On their respective teams, junior gymnast Caroline Moore and junior field hockey defender Karen Seid are completely separate. But off the field, they come together in perhaps Penn's most athletic house.

Credit: Carson Kahoe , David Zhou

They’ve got depth and versatility in spots one through 11. They’ve got experience across the board. They’ve got all-conference selections left and right.

Sounds like the makings of a championship team, but it’s not quite that. Rather, this group of 11 female juniors combines to form a house, and in the process, perhaps one of the more unique bonds Penn Athletics has ever seen.

The group includes an all-star cast of athletes: all six juniors on Penn gymnastics, four of the five juniors on Penn field hockey (the fifth, Kelsey Mendell, transferred to Penn from Providence after the group had already agreed to rent the house), and field hockey player-turned-rower and DP sports staff writer Reina Kern. The 11 have lived together since the start of their sophomore year, facilitating an unforeseen bond between their respective teams in the process.

“My favorite thing is just being able to live with my best friends, being able to come home and go up to anyone in the house and feel comfortable,” said junior gymnast Caroline Moore, the Ivy League’s defending champion in vault. “You wake up and you’re in the kitchen, and there’s someone there wanting to know how you’re doing.”

As recently as two years ago, field hockey and gymnastics weren’t any closer than any other Penn teams. But gymnastics then-senior Morgan Venuti happened to share a large off-campus house with a variety of senior athletes, including a few field hockey players.

Simultaneously, then-freshmen Karen Seid of field hockey and Morgan Hunker of gymnastics were roommates after connecting via Facebook, and quickly became friendly with both each other and the other’s respective teammates.

With the house vacated after Venuti’s class graduated, and the growing rapport between Hunker’s and Seid’s teammates, the arrangement almost made too much sense, and the rest was history.

“I got to know her team really well, because they invited me to a lot of events they did together, and I invited them to a lot of events we did together, so we knew that our teams got along really well,” Seid said. “We were both looking for housing, and we always have a good time together, so it was a perfect match.”

Seeing two different Penn teams share a tight friendship isn’t uncommon by any means. Teams like men’s and women’s swimming, fencing, and track and field share the same coaching staffs and therefore practice simultaneously. Even for teams with different coaches, those that play the same sport often share a special bond. For example, one might see the whole men’s or women’s basketball team in the crowd when the other one has a home game.

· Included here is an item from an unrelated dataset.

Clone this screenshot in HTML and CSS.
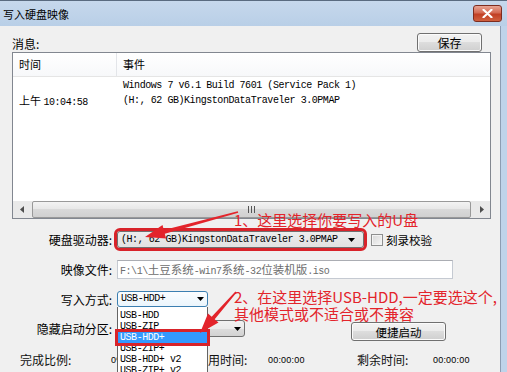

But for two teams that play entirely different sports, whose contests are in different times of the calendar year, and who don’t even practice in the same general area of campus to share a friendship like this is relatively unprecedented. And it’s not one that either group takes for granted.

“It’s really fun to hear about their day, and their sport, and how their sport is so different, so it’s just cool to get a different perspective when half their day is different from ours,” field hockey junior Rachel Mirkin said. “They even try to teach me tricks in the house sometimes, but that doesn’t work out too well.”

That mutual appreciation for what goes on behind closed doors leads to a whole new support system when both teams hit the big stage. Because the teams play in different seasons, only one team can be in game mode at any given point. And when that time comes, each team knows who its biggest fans are going to be.

“I really like how we can support each other in athletics,” junior gymnast Nicole Swirbalus, a defending USA Gymnastics All-American, said. “It’s kind of a community separate from my team, in that we’ll go to all the field hockey games and then they’ll come to our meets, so it’s really increased our bond in that way.”

So as the athletes approach their third and final year living together, they’re all aware of one thing: though their careers as students and athletes are temporary, their bonds with one another are forever.

“It’s just an amazing feeling to have 10 other girls be in the same position that I’m in and be able to relate to them, and I know that these friendships won’t scratch at the end of next year,” Moore said. 

“I know that after we graduate, we’ll always keep in touch and we’ll wanna know how we’re doing, because we’ve just become that close.”